**Exercise details**
Would you quote the material below from its first line through the line containing "</device-page>", exactly and with both ends included?

**Collected material**
--- --- ---

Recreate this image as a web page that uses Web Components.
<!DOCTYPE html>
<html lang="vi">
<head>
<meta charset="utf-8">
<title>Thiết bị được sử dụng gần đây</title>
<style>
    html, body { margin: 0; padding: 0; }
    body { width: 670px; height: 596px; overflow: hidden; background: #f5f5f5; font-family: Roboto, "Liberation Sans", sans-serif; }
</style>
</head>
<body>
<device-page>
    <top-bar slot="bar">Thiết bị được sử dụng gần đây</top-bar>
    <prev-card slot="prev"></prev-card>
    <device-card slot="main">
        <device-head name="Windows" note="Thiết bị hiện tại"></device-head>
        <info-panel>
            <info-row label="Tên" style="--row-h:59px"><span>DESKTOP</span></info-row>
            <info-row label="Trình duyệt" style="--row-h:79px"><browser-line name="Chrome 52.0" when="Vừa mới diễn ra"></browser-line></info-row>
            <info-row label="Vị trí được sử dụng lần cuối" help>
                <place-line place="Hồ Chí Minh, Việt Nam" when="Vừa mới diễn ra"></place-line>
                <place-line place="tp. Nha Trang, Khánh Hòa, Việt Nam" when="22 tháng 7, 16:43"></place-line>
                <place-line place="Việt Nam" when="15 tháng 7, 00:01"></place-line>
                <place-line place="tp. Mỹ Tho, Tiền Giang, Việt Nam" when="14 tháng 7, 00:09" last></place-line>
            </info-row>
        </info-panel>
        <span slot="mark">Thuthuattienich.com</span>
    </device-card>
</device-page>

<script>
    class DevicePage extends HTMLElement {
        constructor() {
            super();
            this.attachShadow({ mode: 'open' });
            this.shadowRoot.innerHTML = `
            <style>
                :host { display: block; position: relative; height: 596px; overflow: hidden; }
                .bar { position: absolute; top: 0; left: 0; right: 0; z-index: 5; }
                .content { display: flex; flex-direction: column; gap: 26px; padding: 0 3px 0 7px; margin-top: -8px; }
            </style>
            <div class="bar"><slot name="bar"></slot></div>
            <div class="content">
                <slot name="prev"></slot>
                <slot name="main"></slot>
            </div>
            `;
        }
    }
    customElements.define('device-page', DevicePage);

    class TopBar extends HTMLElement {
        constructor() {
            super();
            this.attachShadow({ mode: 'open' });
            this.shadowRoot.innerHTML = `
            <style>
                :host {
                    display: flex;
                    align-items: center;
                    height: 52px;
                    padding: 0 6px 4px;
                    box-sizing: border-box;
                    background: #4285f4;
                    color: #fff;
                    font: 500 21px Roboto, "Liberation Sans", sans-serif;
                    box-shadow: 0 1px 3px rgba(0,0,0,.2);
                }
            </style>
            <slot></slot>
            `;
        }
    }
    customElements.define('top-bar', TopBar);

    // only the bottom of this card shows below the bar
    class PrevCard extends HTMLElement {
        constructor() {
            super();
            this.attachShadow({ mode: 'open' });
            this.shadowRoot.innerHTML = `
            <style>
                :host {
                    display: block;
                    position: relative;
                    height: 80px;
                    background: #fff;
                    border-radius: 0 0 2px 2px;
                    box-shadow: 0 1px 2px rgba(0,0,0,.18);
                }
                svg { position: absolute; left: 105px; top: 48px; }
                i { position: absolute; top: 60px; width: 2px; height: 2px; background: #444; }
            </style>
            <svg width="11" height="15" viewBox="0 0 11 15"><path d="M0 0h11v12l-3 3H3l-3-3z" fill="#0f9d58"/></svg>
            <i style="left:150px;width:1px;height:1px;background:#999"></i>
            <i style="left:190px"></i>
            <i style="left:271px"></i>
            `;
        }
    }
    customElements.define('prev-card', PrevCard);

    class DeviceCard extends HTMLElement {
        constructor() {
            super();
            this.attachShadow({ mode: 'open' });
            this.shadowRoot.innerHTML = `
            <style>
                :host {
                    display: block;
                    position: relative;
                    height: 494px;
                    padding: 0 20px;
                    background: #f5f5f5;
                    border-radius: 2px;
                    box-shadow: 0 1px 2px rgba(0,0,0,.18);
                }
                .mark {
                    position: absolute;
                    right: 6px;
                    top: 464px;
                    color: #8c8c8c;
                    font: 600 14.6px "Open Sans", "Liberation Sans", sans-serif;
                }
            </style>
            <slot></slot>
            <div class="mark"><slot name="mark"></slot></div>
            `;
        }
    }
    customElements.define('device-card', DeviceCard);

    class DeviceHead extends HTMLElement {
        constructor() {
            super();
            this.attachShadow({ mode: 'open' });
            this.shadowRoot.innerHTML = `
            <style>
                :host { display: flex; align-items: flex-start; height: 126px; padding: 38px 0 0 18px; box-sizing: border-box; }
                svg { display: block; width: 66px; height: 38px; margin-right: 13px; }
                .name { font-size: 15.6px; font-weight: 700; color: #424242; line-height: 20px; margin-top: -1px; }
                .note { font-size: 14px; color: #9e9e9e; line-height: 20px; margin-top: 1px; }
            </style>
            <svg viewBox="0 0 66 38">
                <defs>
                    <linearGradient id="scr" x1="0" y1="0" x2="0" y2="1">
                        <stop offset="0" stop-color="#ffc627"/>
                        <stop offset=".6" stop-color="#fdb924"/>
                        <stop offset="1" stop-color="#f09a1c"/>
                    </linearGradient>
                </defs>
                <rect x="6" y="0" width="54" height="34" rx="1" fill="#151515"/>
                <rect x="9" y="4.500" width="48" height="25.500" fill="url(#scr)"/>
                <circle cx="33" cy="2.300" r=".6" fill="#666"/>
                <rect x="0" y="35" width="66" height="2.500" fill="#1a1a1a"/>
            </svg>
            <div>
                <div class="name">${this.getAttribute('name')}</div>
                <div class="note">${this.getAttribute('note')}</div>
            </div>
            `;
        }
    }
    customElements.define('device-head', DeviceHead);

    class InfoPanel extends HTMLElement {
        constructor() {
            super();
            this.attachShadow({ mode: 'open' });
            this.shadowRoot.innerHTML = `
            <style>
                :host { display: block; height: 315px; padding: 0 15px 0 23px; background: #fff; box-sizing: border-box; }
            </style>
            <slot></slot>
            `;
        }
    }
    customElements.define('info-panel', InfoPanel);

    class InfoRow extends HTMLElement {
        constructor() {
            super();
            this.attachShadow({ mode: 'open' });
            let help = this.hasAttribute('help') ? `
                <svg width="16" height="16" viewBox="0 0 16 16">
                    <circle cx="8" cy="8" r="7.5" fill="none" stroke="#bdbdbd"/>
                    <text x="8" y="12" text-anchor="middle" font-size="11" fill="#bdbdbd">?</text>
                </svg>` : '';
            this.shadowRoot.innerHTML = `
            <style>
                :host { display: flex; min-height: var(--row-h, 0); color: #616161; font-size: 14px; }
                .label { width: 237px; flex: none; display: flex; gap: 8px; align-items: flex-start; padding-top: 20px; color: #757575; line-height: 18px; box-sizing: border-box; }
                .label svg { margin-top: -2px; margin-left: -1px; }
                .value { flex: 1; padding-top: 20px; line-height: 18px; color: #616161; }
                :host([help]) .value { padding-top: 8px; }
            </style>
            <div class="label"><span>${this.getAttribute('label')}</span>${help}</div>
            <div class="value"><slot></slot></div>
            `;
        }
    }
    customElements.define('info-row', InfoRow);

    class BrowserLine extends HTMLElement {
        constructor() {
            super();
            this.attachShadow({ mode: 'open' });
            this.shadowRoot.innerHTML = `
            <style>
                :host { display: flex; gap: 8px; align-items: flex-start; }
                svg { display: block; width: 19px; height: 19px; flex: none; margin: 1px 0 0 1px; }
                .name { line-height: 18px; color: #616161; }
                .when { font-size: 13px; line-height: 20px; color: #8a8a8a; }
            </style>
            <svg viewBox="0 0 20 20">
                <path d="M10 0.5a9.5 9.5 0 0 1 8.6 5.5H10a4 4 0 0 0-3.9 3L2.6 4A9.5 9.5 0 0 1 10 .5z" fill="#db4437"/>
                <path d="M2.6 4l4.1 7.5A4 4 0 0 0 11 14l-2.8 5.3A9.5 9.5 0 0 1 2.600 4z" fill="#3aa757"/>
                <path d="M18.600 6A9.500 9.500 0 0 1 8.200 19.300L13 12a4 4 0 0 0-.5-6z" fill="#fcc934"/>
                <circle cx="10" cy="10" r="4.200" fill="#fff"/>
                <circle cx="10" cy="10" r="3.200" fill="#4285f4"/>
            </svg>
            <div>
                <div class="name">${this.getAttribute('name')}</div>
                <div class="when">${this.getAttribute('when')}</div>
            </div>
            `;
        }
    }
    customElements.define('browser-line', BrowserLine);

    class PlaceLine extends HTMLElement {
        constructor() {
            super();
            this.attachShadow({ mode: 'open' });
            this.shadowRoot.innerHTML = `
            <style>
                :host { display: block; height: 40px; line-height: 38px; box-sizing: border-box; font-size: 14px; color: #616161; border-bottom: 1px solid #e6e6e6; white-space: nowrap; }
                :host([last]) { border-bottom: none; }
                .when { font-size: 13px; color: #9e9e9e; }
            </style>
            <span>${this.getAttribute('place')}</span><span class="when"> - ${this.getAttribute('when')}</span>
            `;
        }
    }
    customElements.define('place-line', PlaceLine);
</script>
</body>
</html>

--- --- ---

**Finished task**
Recreate this image as a web page that uses Web Components.
<!DOCTYPE html>
<html lang="vi">
<head>
<meta charset="utf-8">
<title>Thiết bị được sử dụng gần đây</title>
<style>
    html, body { margin: 0; padding: 0; }
    body { width: 670px; height: 596px; overflow: hidden; background: #f5f5f5; font-family: Roboto, "Liberation Sans", sans-serif; }
</style>
</head>
<body>
<device-page>
    <top-bar slot="bar">Thiết bị được sử dụng gần đây</top-bar>
    <prev-card slot="prev"></prev-card>
    <device-card slot="main">
        <device-head name="Windows" note="Thiết bị hiện tại"></device-head>
        <info-panel>
            <info-row label="Tên" style="--row-h:59px"><span>DESKTOP</span></info-row>
            <info-row label="Trình duyệt" style="--row-h:79px"><browser-line name="Chrome 52.0" when="Vừa mới diễn ra"></browser-line></info-row>
            <info-row label="Vị trí được sử dụng lần cuối" help>
                <place-line place="Hồ Chí Minh, Việt Nam" when="Vừa mới diễn ra"></place-line>
                <place-line place="tp. Nha Trang, Khánh Hòa, Việt Nam" when="22 tháng 7, 16:43"></place-line>
                <place-line place="Việt Nam" when="15 tháng 7, 00:01"></place-line>
                <place-line place="tp. Mỹ Tho, Tiền Giang, Việt Nam" when="14 tháng 7, 00:09" last></place-line>
            </info-row>
        </info-panel>
        <span slot="mark">Thuthuattienich.com</span>
    </device-card>
</device-page>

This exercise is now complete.